Dan Ives, an analyst at Wedbush Securities, said the ruling could be a “major gut punch” that puts 7% of Meta’s total ad revenue at risk. (That was $115 billion in 2021.) But it’s impossible to determine how painful that punch will be since so much depends on how Meta responds.

The decision — which Meta is appealing — broadly comes down to the way tech firms offer a choice to users about their services. History has shown that billions of dollars in revenue can hinge on clever wordsmithing of those options.

For instance, most of us will skim an app’s terms of service and click “accept” to go ahead and use it, and that’s how Meta was able to carry out targeted advertising on its sites when Europe’s General Data Protection Regulation (GDPR) kicked in four years ago. Facebook states in the lengthy legal jargon of its terms that you can either agree to have personalized ads, or not use the site at all.

That was an unfair ultimatum, according to the Irish regulator, which has said that Meta must now somehow bring its service in line with EU law. The watchdog hasn’t told Meta specifically what it should do, but the company’s most likely remedy will be to give users a clearer choice on receiving targeted ads. 

How might Meta do that? This is up to the company to decide, but its lawyers and copywriters will likely be agonizing over how to subtly convince Facebook users to agree to targeted ads through some sort of new prompt. Apple’s 2021 privacy prompt did the opposite. The little box of 18 words that popped up on people’s phones asking if they wanted Facebook “not to track” them on other apps, is expected to cost Facebook an estimated $14.5 billion in lost ad sales for 2022 (though it may have boosted Apple’s own advertising business). Most people chose to not be tracked by Facebook. 

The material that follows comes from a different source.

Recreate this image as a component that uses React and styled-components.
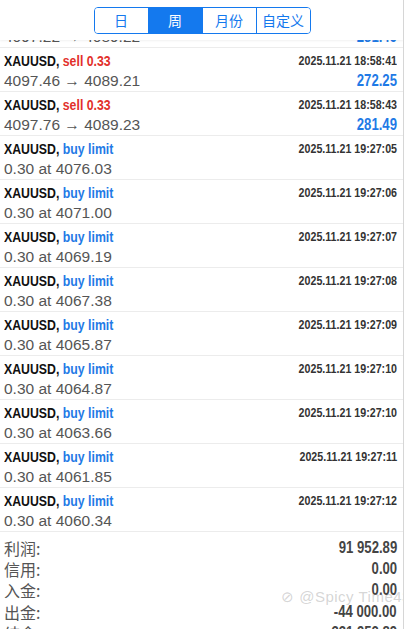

Meta could learn from Apple’s approach. The Irish ruling focuses on how Facebook tracks users on its own properties, not across other apps. It turns out Apple does plenty of this kind of first-party targeted advertising on its App Store, except it’s spun to consumers as a positive thing. Apple’s pop-up asking iPhone and iPad users about ad tracking doesn’t use the word “track” at all, but rather asks if they want to “turn on personalized ads,” an option which Apple highlights by default.

Facebook will need to concoct a similarly benign sounding choice, and it will also need to do a better job than Apple of promoting tracking. Even with Apple’s softer language, only about a quarter of its mobile users agree to have personalized ads turned on, according to the company.

Meta now has three months to come up with a strategy — probably a new consent pop-up — that isn’t as pushy as its terms of service, or find some other way to change how it uses data for ad targeting. It’s been lucky to have escaped real scrutiny from Europe over its use of data until now. Wednesday’s ruling comes more than four years after Austrian data protection activist Max Schrems lodged a landmark complaint against Facebook, on the day GDPR was rolled out in May 2018.

The region’s slow and fitful efforts to enforce GDPR since then are partly down to Ireland’s soft touch approach to regulating Big Tech, something for which it has been roundly criticized by other European privacy agencies like Norway and by this columnist. Ireland, for instance, was initially happy with Facebook’s method for getting user consent for targeted ads, and only issued its ruling now because it was forced to by the European Data Protection Board. In fact, Ireland originally priced Meta’s fine at between 28 and 36 million euros, a fraction of the current penalty. Ireland takes the lead in enforcing EU data law because Facebook and Instagram have their headquarters in Dublin, an arrangement that presents the agency with a probable conflict of interest.

Now it seems Meta can no longer coast along under the watch of a lenient regulator. And if this marks a greater effort by the EU to push Ireland to toughen up against online platforms, that could also spell trouble for other companies that make money from targeted ads.

This would fit with a broader flex by Europe, which is poised to launch the mother of all regulatory crackdowns on Big Tech over the next two years. It is rolling out two major laws that target anticompetitive practices by the largest firms and which force social media platforms like Facebook to aggressively police content on their sites.

Meta has said that Ireland’s decision does “not prevent targeted or personalized advertising on our platform.” But that may not be the case for long.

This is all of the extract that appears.